When it comes to the two mash bills, there’s a high corn and a high rye mash bill, called ‘E’ and ‘B’ respectively. “What I would say is that even with our high corn mash bill, it’s still extremely high in rye compared to a lot of others.” Other well-known bourbons generally sit somewhere between 10-14% rye, whereas Four Roses high corn mash bill is 20% rye, with the rest made up of 75% corn and 5% malted barley (the small amount of malted barley is to kickstart the fermentation). The high rye mash bill, ‘B’, is made up of 60% corn, 35% rye, and 5% malted barley. Interestingly, Muráth tells me that something which surprised him when he first forayed into the whiskey world was how much of the rye comes from Europe: “whereas all the corn is grown in America for bourbon, a lot of the rye is imported from either Europe or Canada.”
“Any time you see a Four Roses whiskey you’ll see a code on the bottle, which denotes the mash bills and yeasts used,” Muráth explains to me. Let’s break down OBSV, for example: every Four Roses expression starts with ‘O’ as it indicates it was made at the distillery, and has an ‘S’ as the third letter, as that indicates it’s a straight bourbon whiskey* (of which all Four Roses’ are). The ‘B’ here indicates the mash bill (in this case, high rye), while the ‘V’ indicates the yeast strain (in this case, ‘delicate fruit’).
The reason behind the five yeast strains is that, for several decades, Four Roses was owned by Seagrams (a Canadian spirits company), during which time it was discontinued in the USA, where the focus was on blended whiskey instead, focusing on bringing together spirits from five different distilleries. Interestingly, when Kirin Brewing Company acquired Four Roses in 2002 (and still owns it), bringing Four Roses back to its home country, it decided to keep those five yeast strains from the five distilleries – even though now it’s distilled in one place.
In the original Four Roses bourbon all 10 possible recipes are used, both mash bills, fermented with all of the five yeasts – “being able to balance all of those and come up with the blend in the first place is just an incredible job by the blenders,” praises Muráth. The Single Barrel 100 Proof (the one found in Europe, he clarifies, as there are a whole load more single barrel picks over in the USA – “even Wholefoods has a barrel pick in the US, which is just hilarious to me!”) always uses one mash (high rye) and one yeast, the light fruit yeast – “expect cherry and stone fruit, as it’s not that rich stewed fruit style – more peaches, apricots, and pears.” The high rye mash contributes a lot of those spicy flavours.
I ask if it’s possible to have a signature style, if there are 10 possible recipe combinations throughout the range? I receive an excited, “certainly!” in reply. The markings of it are high rye content, and the complexity and spicy notes it brings, but also a mellow and fruit-forward profile. “Because we single rack the warehouses, it’s more distillate-driven and less barrel-driven than a lot of other bourbons.” Obviously barrel influence is a big part, because Four Roses still has to use virgin American oak in order to legally call its spirits bourbon, “which is always going to land some big flavours to any distillate”. The component bourbons are well-aged, too, a minimum of five years old in the original, and six or seven years for the Small Batch, “but it can go up to around 15 years old in the blend,” he tells me.
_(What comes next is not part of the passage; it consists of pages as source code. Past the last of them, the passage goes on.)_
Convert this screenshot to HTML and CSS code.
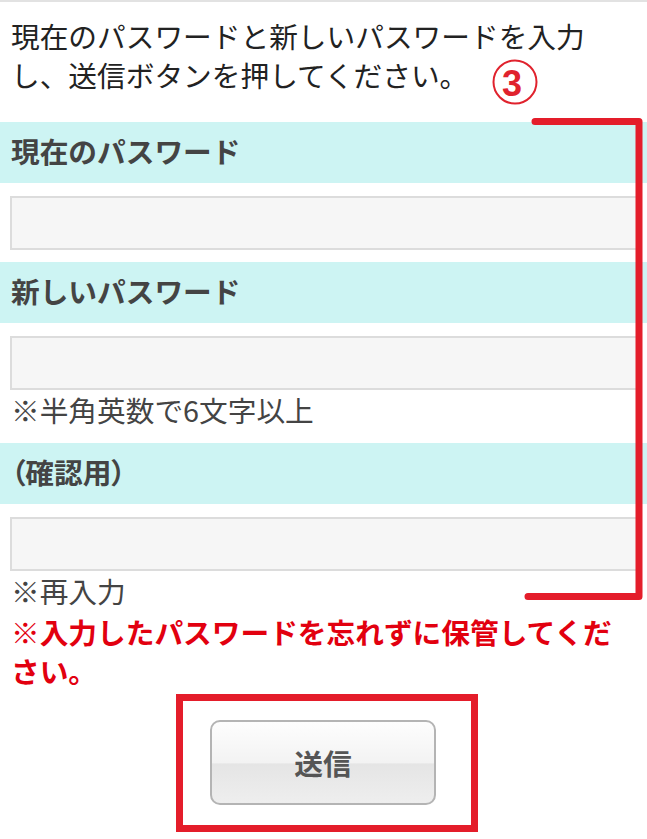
FILE: index.html
```html
<!DOCTYPE html>
<html lang="ja">
<head>
    <meta charset="UTF-8">
    <meta name="viewport" content="width=device-width, initial-scale=1.0">
    <title>パスワード変更</title>
    <link rel="stylesheet" href="styles.css">
</head>

<body>
    <div class="page">
        <p class="intro">現在のパスワードと新しいパスワードを入力し、送信ボタンを押してください。</p>

        <form class="pw-form" onsubmit="event.preventDefault();" autocomplete="off">
            <div class="field">
                <label class="field-label" for="currentPw">現在のパスワード</label>
                <input type="password" class="field-input" id="currentPw" name="currentPw">
            </div>
            <div class="field">
                <label class="field-label" for="newPw">新しいパスワード</label>
                <input type="password" class="field-input" id="newPw" name="newPw">
                <p class="note">※半角英数で6文字以上</p>
            </div>
            <div class="field last">
                <label class="field-label tight" for="confirmPw">（確認用）</label>
                <input type="password" class="field-input" id="confirmPw" name="confirmPw">
                <p class="note">※再入力</p>
            </div>

            <p class="warning">※入力したパスワードを忘れずに保管してください。</p>

            <div class="submit-mark">
                <button type="submit" class="submit-btn">送信</button>
            </div>
        </form>

        <!-- annotation marks drawn over the page -->
        <svg class="annotation" width="647" height="839" viewBox="0 0 647 839">
            <circle cx="515" cy="82" r="21.5" fill="none" stroke="#e0222d" stroke-width="2"/>
            <text x="512" y="96" text-anchor="middle" class="anno-num">3</text>
            <path d="M535 121.5 H639 V596.5 H528" fill="none" stroke="#e41d2a" stroke-width="7" stroke-linecap="round" stroke-linejoin="round"/>
        </svg>
    </div>
</body>
</html>
```

FILE: styles.css
```css
body {
    margin: 0;
    background: #fff;
    font-family: "Noto Sans CJK JP", "Noto Sans", sans-serif;
    font-size: 28.7px;
    color: #222;
}

.page {
    position: relative;
    width: 647px;
    height: 839px;
    overflow: hidden;
    border-top: 2px solid #e2e2e2;
    box-sizing: border-box;
}

.intro {
    margin: 0;
    padding: 14px 11px 0;
    line-height: 39px;
}

.pw-form {
    margin-top: 28px;
}

.field {
    margin-bottom: 12px;
}

.field.last {
    margin-bottom: 0;
}

.field-label {
    display: block;
    height: 61px;
    line-height: 58px;
    padding: 0 11px;
    background-color: #cdf4f3;
    color: #444;
    font-weight: bold;
}

.field-label.tight {
    font-feature-settings: "palt";
}

.field-input {
    display: block;
    width: calc(100% - 17px);
    height: 54px;
    margin: 13px 7px 0 10px;
    box-sizing: border-box;
    border: 2px solid #dcdcdc;
    background-color: #f6f6f6;
}

.note {
    margin: 0;
    padding: 0 11px 2px;
    line-height: 39px;
    color: #444;
}

.warning {
    margin: 0;
    padding: 0 11px;
    line-height: 39px;
    color: #e2000f;
    font-weight: bold;
}

.submit-mark {
    width: 302px;
    margin: 4px 0 0 176px;
    padding: 19px 34px 20px 27px;
    box-sizing: border-box;
    border: 7px solid #e41d2a;
}

.submit-btn {
    display: block;
    width: 226px;
    height: 85px;
    border: 2px solid #b4b4b4;
    border-radius: 10px;
    background: linear-gradient(#fdfdfd, #f3f3f3 50%, #e5e5e5 52%, #eeeeee);
    font-family: inherit;
    font-size: 28.7px;
    font-weight: bold;
    color: #555;
    cursor: pointer;
}

.annotation {
    position: absolute;
    top: -2px;
    left: 0;
    pointer-events: none;
}

.anno-num {
    font-family: "Liberation Sans", sans-serif;
    font-size: 36px;
    font-weight: bold;
    fill: #e0222d;
}
```
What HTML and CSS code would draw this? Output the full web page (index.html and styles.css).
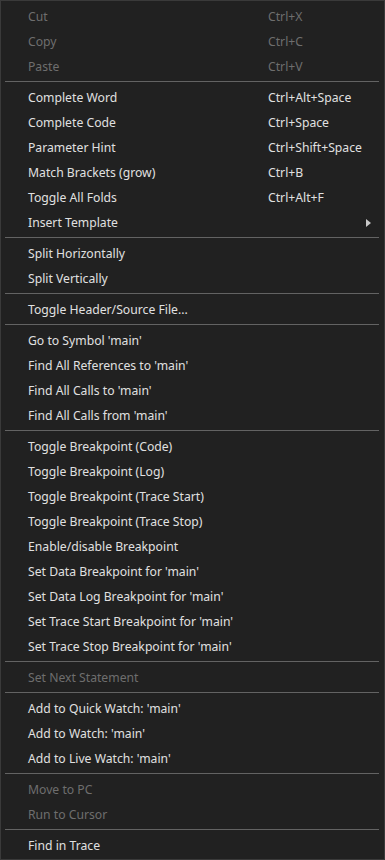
FILE: index.html
```html
<!DOCTYPE html>
<html>
<head>
<meta charset="utf-8">
<link rel="stylesheet" href="styles.css">
</head>
<body>
<div class="menu">
  <div class="item disabled"><span class="label">Cut</span><span class="key">Ctrl+X</span></div>
  <div class="item disabled"><span class="label">Copy</span><span class="key">Ctrl+C</span></div>
  <div class="item disabled"><span class="label">Paste</span><span class="key">Ctrl+V</span></div>
  <div class="sep"></div>
  <div class="item"><span class="label">Complete Word</span><span class="key">Ctrl+Alt+Space</span></div>
  <div class="item"><span class="label">Complete Code</span><span class="key">Ctrl+Space</span></div>
  <div class="item"><span class="label">Parameter Hint</span><span class="key">Ctrl+Shift+Space</span></div>
  <div class="item"><span class="label">Match Brackets (grow)</span><span class="key">Ctrl+B</span></div>
  <div class="item"><span class="label">Toggle All Folds</span><span class="key">Ctrl+Alt+F</span></div>
  <div class="item"><span class="label">Insert Template</span><span class="key"></span><span class="arrow"></span></div>
  <div class="sep"></div>
  <div class="item"><span class="label">Split Horizontally</span></div>
  <div class="item"><span class="label">Split Vertically</span></div>
  <div class="sep"></div>
  <div class="item"><span class="label">Toggle Header/Source File...</span></div>
  <div class="sep"></div>
  <div class="item"><span class="label">Go to Symbol 'main'</span></div>
  <div class="item"><span class="label">Find All References to 'main'</span></div>
  <div class="item"><span class="label">Find All Calls to 'main'</span></div>
  <div class="item"><span class="label">Find All Calls from 'main'</span></div>
  <div class="sep"></div>
  <div class="item"><span class="label">Toggle Breakpoint (Code)</span></div>
  <div class="item"><span class="label">Toggle Breakpoint (Log)</span></div>
  <div class="item"><span class="label">Toggle Breakpoint (Trace Start)</span></div>
  <div class="item"><span class="label">Toggle Breakpoint (Trace Stop)</span></div>
  <div class="item"><span class="label">Enable/disable Breakpoint</span></div>
  <div class="item"><span class="label">Set Data Breakpoint for 'main'</span></div>
  <div class="item"><span class="label">Set Data Log Breakpoint for 'main'</span></div>
  <div class="item"><span class="label">Set Trace Start Breakpoint for 'main'</span></div>
  <div class="item"><span class="label">Set Trace Stop Breakpoint for 'main'</span></div>
  <div class="sep"></div>
  <div class="item disabled"><span class="label">Set Next Statement</span></div>
  <div class="sep"></div>
  <div class="item"><span class="label">Add to Quick Watch: 'main'</span></div>
  <div class="item"><span class="label">Add to Watch: 'main'</span></div>
  <div class="item"><span class="label">Add to Live Watch: 'main'</span></div>
  <div class="sep"></div>
  <div class="item disabled"><span class="label">Move to PC</span></div>
  <div class="item disabled"><span class="label">Run to Cursor</span></div>
  <div class="sep"></div>
  <div class="item"><span class="label">Find in Trace</span></div>
</div>
</body>
</html>
```
FILE: styles.css
```css
html, body {
  margin: 0;
  padding: 0;
  background: #212121;
}
.menu {
  box-sizing: border-box;
  width: 385px;
  height: 860px;
  border: 1px solid #3a3a3a;
  padding: 3px 0 1px 0;
  background: #212121;
  font-family: "Noto Sans", "Open Sans", sans-serif;
  font-size: 12.2px;
  color: #e0e0e0;
}
.item {
  position: relative;
  display: flex;
  align-items: center;
  height: 25px;
  padding-left: 27px;
  white-space: nowrap;
}
.label {
  width: 240px;
}
.key {
  flex: 1;
}
.disabled {
  color: #6e6e6e;
}
.sep {
  height: 1px;
  margin: 2px 5px 3px 4px;
  background: #636363;
}
.arrow {
  position: absolute;
  left: 365px;
  top: 9px;
  width: 0;
  height: 0;
  border-top: 4px solid transparent;
  border-bottom: 4px solid transparent;
  border-left: 5px solid #c8c8c8;
}
```
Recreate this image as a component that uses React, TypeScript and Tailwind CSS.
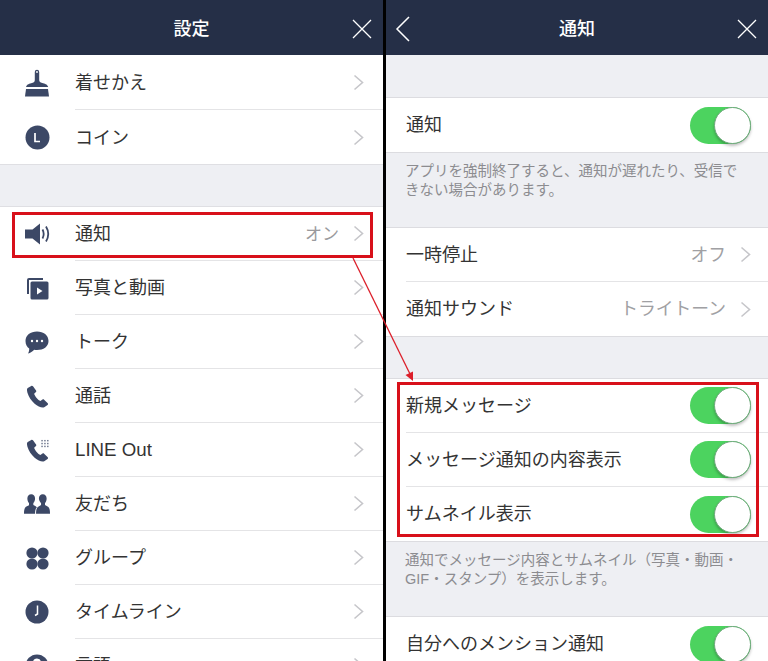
const stackCls = "font-['Liberation_Sans','Noto_Sans_CJK_JP','Noto_Sans',sans-serif]";

function Chevron() {
  return (
    <svg width="11" height="17" viewBox="0 0 11 17" className="shrink-0">
      <path d="M1.5 1.5 L9.5 8.5 L1.5 15.5" fill="none" stroke="#c6c6ca" strokeWidth="1.6" />
    </svg>
  );
}

const ic = "#3c4866";

function Brush() {
  return (
    <svg width="24" height="28" viewBox="0 0 24 28">
      <path d="M9.800 3a2.200 2.200 0 0 1 4.400 0v8c0 1.500 1 2.500 3 3 2.500.7 5 1 6 4H1c1-3 3.500-3.300 6-4 2-.5 2.800-1.500 2.800-3z" fill={ic} />
      <circle cx="12" cy="3" r="0.900" fill="#fff" />
      <path d="M1 20h22l1 7.500H0z" fill={ic} />
    </svg>
  );
}
function Coin() {
  return (
    <svg width="25" height="25" viewBox="0 0 25 25">
      <circle cx="12.500" cy="12.500" r="12" fill={ic} />
      <path d="M10 8v8.500h5" fill="none" stroke="#fff" strokeWidth="1.700" />
    </svg>
  );
}
function Speaker() {
  return (
    <svg width="25" height="22" viewBox="0 0 25 22">
      <path d="M0 6.500h7.500L15 .500v21l-7.500-6H0z" fill={ic} />
      <path d="M17.500 6.500c1.500 2.800 1.500 6.200 0 9M21 3.500c2.700 4.500 2.700 10.500 0 15" fill="none" stroke={ic} strokeWidth="1.800" />
    </svg>
  );
}
function Media() {
  return (
    <svg width="23" height="23" viewBox="0 0 23 23">
      <path d="M1 17V3a2 2 0 0 1 2-2h14v2H3v14z" fill={ic} />
      <rect x="4.500" y="4.500" width="18" height="18" rx="1.500" fill={ic} />
      <path d="M11 10.500v7l5.500-3.500z" fill="#fff" />
    </svg>
  );
}
function Talk() {
  return (
    <svg width="24" height="23" viewBox="0 0 24 23">
      <path d="M12 .500C18.500.500 23.500 4.300 23.500 10S18.500 19 12 19c-1 0-2-.1-2.800-.3C7.500 20.300 5.500 22 3 22.500c1-1.500 1.300-3.200 1.200-5C2 16.300.500 13.500.500 10 .500 4.300 5.500.500 12 .500z" fill={ic} />
      <circle cx="7" cy="10" r="1.200" fill="#fff" />
      <circle cx="12" cy="10" r="1.200" fill="#fff" />
      <circle cx="17" cy="10" r="1.200" fill="#fff" />
    </svg>
  );
}
function Phone({ dots }: { dots?: boolean }) {
  return (
    <svg width="23" height="23" viewBox="0 0 24 24">
      <path d="M5.500 1 1.800 3C.8 3.700.8 5.500 1.500 8c1.300 4.300 4 8.300 7.500 11.500 3.500 3 7.500 4.800 10 3.800l3.500-2.500c.6-.5.700-1.200.2-1.800l-3.800-3.700c-.5-.5-1.100-.5-1.700-.1l-2.200 1.500c-2.300-.7-5.800-4.800-6.500-7.500l1.900-1.900c.4-.5.400-1.100.1-1.600L7.300 1.400C6.900.8 6.100.7 5.500 1z" fill={ic} />
      {dots && (
        <g fill={ic} opacity="0.75">
          {[16, 19, 22].map((x) =>
            [1, 4, 7].map((y) => <rect key={`${x}-${y}`} x={x} y={y} width="1.500" height="1.500" />),
          )}
        </g>
      )}
    </svg>
  );
}
function Friends() {
  return (
    <svg width="27" height="20" viewBox="0 0 27 20">
      <path d="M7.500 0c2.500 0 4 1.800 4 4.200 0 2-.7 3.500-1.800 4.800v2c1.500.7 2.700 1.500 3.700 2.500-1.300 1-1.900 3.200-1.900 6.500H0c0-4 .7-6.300 2.500-7.300l2.700-1.500V9C4.100 7.700 3.500 6.200 3.500 4.200 3.500 1.800 5 0 7.500 0z" fill={ic} />
      <path d="M19.500 0c2.500 0 4 1.800 4 4.200 0 2-.6 3.500-1.700 4.800v2l2.700 1.500c1.800 1 2.500 3.300 2.500 7.500H12.500c0-4 .8-6.500 2.700-7.500l2.500-1.500V9c-1.100-1.300-2.200-2.800-2.200-4.800C15.500 1.800 17 0 19.500 0z" fill={ic} />
    </svg>
  );
}
function Group() {
  return (
    <svg width="23" height="23" viewBox="0 0 23 23">
      <circle cx="6" cy="6" r="5.600" fill={ic} />
      <circle cx="17" cy="6" r="5.600" fill={ic} />
      <circle cx="6" cy="17" r="5.600" fill={ic} />
      <circle cx="17" cy="17" r="5.600" fill={ic} />
    </svg>
  );
}
function Clock() {
  return (
    <svg width="24" height="24" viewBox="0 0 24 24">
      <circle cx="12" cy="12" r="11.500" fill={ic} />
      <path d="M12.500 5.500v8.500L10 15.500" fill="none" stroke="#fff" strokeWidth="1.500" />
    </svg>
  );
}
function Globe() {
  return (
    <svg width="24" height="24" viewBox="0 0 24 24">
      <circle cx="12" cy="12" r="11.500" fill={ic} />
      <circle cx="12" cy="8.500" r="4" fill="#ffffff" />
    </svg>
  );
}

function Toggle() {
  return (
    <div className="relative h-[37px] w-[61px] shrink-0 rounded-full bg-[#4cd35f]">
      <div className="absolute right-0 top-0 h-[37px] w-[37px] rounded-full border border-[#6fa97c] bg-white shadow-[0_2px_3px_rgba(0,0,0,0.25)]" />
    </div>
  );
}

function SettingRow({ icon, label, value, last, latin }: { icon: React.ReactNode; label: string; value?: string; last?: boolean; latin?: boolean }) {
  return (
    <div className="flex h-[54px] shrink-0 items-stretch bg-white">
      <div className="flex w-[75px] shrink-0 items-center pl-[24px]">
        <div className="flex w-[26px] justify-center">{icon}</div>
      </div>
      <div className={`flex flex-1 items-center justify-between pr-[19px] ${last ? "" : "border-b border-[#e4e4e6]"}`}>
        <span className={`pt-[2px] text-[#333333] ${latin ? "text-[18.700px]" : "text-[18px]"}`}>{label}</span>
        <div className="flex items-center gap-[14px]">
          {value && <span className="pt-[2px] text-[17px] text-[#9a9a9d]">{value}</span>}
          <Chevron />
        </div>
      </div>
    </div>
  );
}

function RightRow({ label, value, toggle, last }: { label: string; value?: string; toggle?: boolean; last?: boolean }) {
  return (
    <div className="h-[54px] shrink-0 bg-white pl-[20px]">
      <div className={`flex h-full items-center justify-between pr-[17px] ${last ? "" : "border-b border-[#e4e4e6]"}`}>
        <span className="pt-[1px] text-[18px] text-[#333333]">{label}</span>
        {toggle ? (
          <Toggle />
        ) : (
          <div className="flex items-center gap-[14px]">
            <span className="pt-[1px] text-[17.800px] text-[#a0a0a3]">{value}</span>
            <Chevron />
          </div>
        )}
      </div>
    </div>
  );
}

function Header({ title, back }: { title: string; back?: boolean }) {
  return (
    <header className="relative flex h-[55px] shrink-0 items-center justify-center bg-[#252f47] pt-[3px]">
      <span className="text-[18px] font-medium text-white">{title}</span>
      {back && (
        <svg width="16" height="28" viewBox="0 0 16 28" className="absolute left-[9px] top-[15px]">
          <path d="M14 2 L2 14 L14 26" fill="none" stroke="#fff" strokeWidth="1.500" />
        </svg>
      )}
      <svg width="20" height="20" viewBox="0 0 20 20" className="absolute right-[11px] top-[19px]">
        <path d="M1 1 L19 19 M19 1 L1 19" fill="none" stroke="#fff" strokeWidth="1.300" />
      </svg>
    </header>
  );
}

function Note({ lines }: { lines: string[] }) {
  return (
    <div className="border-t border-[#dcdce0] px-[19px] pt-[9px] text-[14.500px] leading-[19px] text-[#8c8c90]">
      {lines.map((l) => (
        <div key={l} className="whitespace-nowrap">{l}</div>
      ))}
    </div>
  );
}

export default function App() {
  return (
    <div className={`relative flex h-[661px] w-[768px] overflow-hidden bg-black ${stackCls}`}>
      <section className="flex w-[383px] shrink-0 flex-col overflow-hidden bg-white">
        <Header title="設定" />
        <div className="h-px shrink-0" />
        <SettingRow icon={<Brush />} label="着せかえ" />
        <SettingRow icon={<Coin />} label="コイン" last />
        <div className="h-[43px] shrink-0 border-y border-[#dfdfe3] bg-[#eeeff3]" />
        <SettingRow icon={<Speaker />} label="通知" value="オン" />
        <SettingRow icon={<Media />} label="写真と動画" />
        <SettingRow icon={<Talk />} label="トーク" />
        <SettingRow icon={<Phone />} label="通話" />
        <SettingRow icon={<Phone dots />} label="LINE Out" latin />
        <SettingRow icon={<Friends />} label="友だち" />
        <SettingRow icon={<Group />} label="グループ" />
        <SettingRow icon={<Clock />} label="タイムライン" />
        <SettingRow icon={<Globe />} label="言語" />
      </section>
      <section className="ml-[3px] flex flex-1 flex-col overflow-hidden bg-[#eeeff3]">
        <Header title="通知" back />
        <div className="h-[42px] shrink-0" />
        <div className="shrink-0 border-t border-[#dcdce0]">
          <RightRow label="通知" toggle last />
        </div>
        <div className="h-[75px] shrink-0">
          <Note lines={["アプリを強制終了すると、通知が遅れたり、受信で", "きない場合があります。"]} />
        </div>
        <div className="shrink-0 border-t border-[#dcdce0]">
          <RightRow label="一時停止" value="オフ" />
          <RightRow label="通知サウンド" value="トライトーン" last />
        </div>
        <div className="h-[43px] shrink-0 border-y border-[#dcdce0]" />
        <RightRow label="新規メッセージ" toggle />
        <RightRow label="メッセージ通知の内容表示" toggle />
        <RightRow label="サムネイル表示" toggle last />
        <div className="h-[75px] shrink-0">
          <Note lines={["通知でメッセージ内容とサムネイル（写真・動画・", "GIF・スタンプ）を表示します。"]} />
        </div>
        <div className="shrink-0 border-t border-[#dcdce0]">
          <RightRow label="自分へのメンション通知" toggle last />
        </div>
      </section>

      <div className="pointer-events-none absolute left-[12px] top-[212px] h-[46px] w-[361px] border-[3px] border-[#d8101a]" />
      <div className="pointer-events-none absolute left-[397px] top-[382px] h-[155px] w-[362px] border-[3px] border-[#d8101a]" />
      <svg width="768" height="661" viewBox="0 0 768 661" className="pointer-events-none absolute left-0 top-0">
        <path d="M353 258 L410 374" stroke="#dc1f2a" strokeWidth="1.300" fill="none" />
        <path d="M413 381 L405.500 375 L413 371.500z" fill="#dc1f2a" />
      </svg>
    </div>
  );
}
A bourbon aged for 15 years? That’s something you don’t see very often.
As for Muráth himself, his spirits journey began when he was working for Jamaica’s Worthy Park rum distillery, distributed by the same company as Four Roses, Spirit Cartel. After he left Worthy Park he heard about the Four Roses opening, his interest was piqued – the brand’s original bourbon was already his house pour behind the bar, “and I’ve always loved bourbon,” he tells me. He later confesses that he actually heard of it through one of his friends messaging him about applying for the job himself, who wanted Muráth’s contacts at Spirit Cartel. They’re still friends, don’t worry. “I have apologised!” he admits.
*A straight bourbon whiskey must legally be aged for a minimum of two years in new charred American oak barrels, can’t be distilled to more than 80% ABV, and must be bottled without colouring or flavouring.